Using the data below, copy every line that contains the word "this".

***

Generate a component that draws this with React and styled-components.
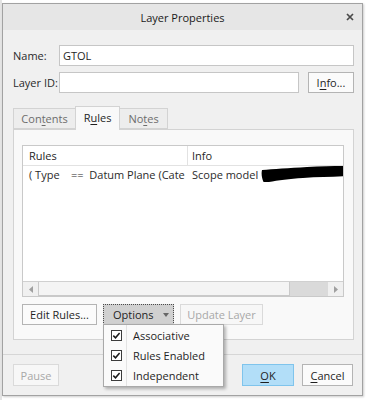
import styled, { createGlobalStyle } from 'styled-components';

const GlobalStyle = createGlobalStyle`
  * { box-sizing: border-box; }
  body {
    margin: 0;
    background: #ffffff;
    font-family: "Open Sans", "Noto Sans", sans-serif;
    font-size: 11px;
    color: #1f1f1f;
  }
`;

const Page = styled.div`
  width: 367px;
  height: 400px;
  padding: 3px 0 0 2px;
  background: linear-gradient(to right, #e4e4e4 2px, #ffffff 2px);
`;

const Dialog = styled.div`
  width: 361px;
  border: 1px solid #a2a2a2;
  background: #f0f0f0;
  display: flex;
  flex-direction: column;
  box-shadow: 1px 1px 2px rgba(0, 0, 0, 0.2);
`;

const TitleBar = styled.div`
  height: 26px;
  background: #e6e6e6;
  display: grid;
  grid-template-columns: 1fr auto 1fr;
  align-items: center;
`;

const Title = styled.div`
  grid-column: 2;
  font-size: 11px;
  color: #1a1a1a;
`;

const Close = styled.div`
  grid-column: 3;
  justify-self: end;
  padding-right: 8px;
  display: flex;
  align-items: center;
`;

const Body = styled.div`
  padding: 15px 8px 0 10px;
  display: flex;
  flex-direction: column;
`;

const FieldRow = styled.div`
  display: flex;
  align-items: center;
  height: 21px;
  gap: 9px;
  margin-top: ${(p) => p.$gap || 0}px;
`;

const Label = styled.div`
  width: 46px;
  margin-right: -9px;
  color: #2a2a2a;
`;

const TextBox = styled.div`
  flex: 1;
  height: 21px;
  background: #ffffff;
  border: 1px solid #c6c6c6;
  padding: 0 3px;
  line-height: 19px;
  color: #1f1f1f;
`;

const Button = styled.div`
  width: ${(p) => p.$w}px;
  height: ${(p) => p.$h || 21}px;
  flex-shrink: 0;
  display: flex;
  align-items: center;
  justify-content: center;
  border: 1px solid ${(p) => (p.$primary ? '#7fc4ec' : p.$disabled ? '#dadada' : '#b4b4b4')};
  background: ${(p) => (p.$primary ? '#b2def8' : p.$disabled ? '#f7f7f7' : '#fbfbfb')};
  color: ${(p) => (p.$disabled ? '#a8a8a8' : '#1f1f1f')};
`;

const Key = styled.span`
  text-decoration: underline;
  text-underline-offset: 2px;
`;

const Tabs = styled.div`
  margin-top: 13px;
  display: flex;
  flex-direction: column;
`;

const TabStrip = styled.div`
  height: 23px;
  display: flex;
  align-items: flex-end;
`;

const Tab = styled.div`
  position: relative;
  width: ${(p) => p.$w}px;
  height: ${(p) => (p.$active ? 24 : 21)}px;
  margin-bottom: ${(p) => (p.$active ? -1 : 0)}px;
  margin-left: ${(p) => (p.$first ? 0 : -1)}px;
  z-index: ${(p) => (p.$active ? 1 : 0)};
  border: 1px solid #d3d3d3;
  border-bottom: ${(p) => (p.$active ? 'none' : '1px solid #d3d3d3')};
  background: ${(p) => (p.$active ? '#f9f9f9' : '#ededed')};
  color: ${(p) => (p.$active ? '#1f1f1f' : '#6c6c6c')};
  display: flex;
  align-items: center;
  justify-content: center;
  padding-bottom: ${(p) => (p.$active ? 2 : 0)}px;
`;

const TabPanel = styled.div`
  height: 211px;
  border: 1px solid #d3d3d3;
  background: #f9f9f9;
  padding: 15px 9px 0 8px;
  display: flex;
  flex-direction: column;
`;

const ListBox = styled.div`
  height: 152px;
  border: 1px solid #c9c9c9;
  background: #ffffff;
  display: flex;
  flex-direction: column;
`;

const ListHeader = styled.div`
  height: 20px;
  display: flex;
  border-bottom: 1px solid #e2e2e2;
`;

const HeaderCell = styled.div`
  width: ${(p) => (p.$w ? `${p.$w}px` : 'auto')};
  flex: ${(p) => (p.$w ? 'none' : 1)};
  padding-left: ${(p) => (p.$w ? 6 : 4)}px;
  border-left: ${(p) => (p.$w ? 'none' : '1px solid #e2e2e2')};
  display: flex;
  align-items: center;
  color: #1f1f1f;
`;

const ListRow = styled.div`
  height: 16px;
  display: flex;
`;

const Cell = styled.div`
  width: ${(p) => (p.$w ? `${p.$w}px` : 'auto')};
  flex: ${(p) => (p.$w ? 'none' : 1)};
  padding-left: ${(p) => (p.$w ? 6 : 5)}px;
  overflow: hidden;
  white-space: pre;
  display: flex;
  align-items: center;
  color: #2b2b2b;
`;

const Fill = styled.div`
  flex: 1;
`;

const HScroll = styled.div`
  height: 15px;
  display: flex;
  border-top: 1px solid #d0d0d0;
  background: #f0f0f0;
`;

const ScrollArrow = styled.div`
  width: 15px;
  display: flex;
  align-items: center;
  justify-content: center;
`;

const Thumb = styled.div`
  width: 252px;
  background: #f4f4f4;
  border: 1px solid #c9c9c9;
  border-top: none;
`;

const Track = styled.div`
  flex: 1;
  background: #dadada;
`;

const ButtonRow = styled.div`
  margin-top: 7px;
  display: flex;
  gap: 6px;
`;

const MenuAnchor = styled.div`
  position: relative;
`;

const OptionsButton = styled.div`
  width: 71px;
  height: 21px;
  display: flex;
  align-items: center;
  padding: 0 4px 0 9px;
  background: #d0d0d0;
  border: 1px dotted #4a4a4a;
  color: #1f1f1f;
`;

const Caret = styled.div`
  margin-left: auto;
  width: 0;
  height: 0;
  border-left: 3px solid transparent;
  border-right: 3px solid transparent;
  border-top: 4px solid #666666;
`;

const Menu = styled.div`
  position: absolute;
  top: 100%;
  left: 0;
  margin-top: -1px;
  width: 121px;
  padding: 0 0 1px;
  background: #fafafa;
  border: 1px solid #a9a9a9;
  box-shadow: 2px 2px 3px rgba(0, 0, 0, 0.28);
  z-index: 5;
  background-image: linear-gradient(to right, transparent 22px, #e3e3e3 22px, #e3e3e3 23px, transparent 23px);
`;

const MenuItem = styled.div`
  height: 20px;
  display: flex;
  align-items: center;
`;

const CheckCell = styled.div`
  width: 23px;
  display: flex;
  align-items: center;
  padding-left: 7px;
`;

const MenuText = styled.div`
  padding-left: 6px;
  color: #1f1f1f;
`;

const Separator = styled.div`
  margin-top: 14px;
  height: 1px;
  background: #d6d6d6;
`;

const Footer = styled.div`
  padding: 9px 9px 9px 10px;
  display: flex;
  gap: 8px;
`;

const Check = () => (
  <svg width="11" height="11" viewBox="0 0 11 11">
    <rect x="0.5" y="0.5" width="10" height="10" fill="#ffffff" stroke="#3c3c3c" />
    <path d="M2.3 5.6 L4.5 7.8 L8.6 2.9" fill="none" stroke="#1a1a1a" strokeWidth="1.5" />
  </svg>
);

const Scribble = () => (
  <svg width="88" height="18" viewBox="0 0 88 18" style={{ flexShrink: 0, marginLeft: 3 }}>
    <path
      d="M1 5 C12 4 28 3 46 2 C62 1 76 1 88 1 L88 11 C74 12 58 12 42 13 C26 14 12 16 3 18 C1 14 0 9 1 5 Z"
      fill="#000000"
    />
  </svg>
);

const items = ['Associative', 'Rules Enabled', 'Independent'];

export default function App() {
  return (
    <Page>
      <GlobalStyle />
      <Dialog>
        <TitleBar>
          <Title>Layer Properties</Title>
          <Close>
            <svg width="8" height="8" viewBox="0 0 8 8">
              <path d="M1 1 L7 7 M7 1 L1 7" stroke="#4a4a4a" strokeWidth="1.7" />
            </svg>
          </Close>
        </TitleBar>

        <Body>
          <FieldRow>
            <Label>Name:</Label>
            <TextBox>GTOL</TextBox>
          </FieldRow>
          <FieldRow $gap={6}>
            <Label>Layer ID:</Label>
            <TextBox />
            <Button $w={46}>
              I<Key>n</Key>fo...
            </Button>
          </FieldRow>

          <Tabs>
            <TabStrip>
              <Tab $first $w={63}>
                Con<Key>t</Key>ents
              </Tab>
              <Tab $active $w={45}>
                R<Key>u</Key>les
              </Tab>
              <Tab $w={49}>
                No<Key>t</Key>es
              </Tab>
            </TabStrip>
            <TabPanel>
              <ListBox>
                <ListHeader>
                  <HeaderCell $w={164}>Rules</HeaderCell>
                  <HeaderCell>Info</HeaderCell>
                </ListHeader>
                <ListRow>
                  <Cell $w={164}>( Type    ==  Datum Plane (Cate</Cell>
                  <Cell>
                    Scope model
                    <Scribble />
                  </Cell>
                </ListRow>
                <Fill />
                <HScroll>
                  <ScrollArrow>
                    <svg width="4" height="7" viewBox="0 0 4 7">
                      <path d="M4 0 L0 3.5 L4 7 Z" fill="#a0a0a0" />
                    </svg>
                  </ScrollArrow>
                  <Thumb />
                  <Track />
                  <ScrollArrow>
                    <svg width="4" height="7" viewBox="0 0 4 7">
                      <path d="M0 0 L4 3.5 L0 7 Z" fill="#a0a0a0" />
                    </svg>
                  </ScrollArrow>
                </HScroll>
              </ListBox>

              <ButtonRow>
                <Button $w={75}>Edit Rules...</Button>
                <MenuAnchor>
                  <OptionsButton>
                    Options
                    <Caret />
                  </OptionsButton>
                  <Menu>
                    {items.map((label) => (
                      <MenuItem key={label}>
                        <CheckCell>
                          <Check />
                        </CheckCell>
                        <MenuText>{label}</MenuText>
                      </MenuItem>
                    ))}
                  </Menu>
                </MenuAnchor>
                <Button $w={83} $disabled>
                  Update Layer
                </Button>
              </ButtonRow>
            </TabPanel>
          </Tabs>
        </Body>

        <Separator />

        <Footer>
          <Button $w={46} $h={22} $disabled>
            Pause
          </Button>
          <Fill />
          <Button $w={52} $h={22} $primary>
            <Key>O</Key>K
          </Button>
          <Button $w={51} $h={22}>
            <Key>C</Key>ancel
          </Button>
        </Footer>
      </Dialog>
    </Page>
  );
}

***

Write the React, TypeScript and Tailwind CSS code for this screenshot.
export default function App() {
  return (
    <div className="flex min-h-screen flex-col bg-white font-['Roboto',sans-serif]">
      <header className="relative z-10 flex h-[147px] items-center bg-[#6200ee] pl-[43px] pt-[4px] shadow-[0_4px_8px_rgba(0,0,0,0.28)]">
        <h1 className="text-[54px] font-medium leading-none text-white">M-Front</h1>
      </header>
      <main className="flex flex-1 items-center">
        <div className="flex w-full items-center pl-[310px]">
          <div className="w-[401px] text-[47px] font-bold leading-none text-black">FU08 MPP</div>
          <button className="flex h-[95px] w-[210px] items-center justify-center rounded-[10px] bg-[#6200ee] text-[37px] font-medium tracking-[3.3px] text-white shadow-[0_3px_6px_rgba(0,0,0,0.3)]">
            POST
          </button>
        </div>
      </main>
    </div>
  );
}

***

■ **Response to the exercise**
Generate a component that draws this with React and styled-components.
Write the React, TypeScript and Tailwind CSS code for this screenshot.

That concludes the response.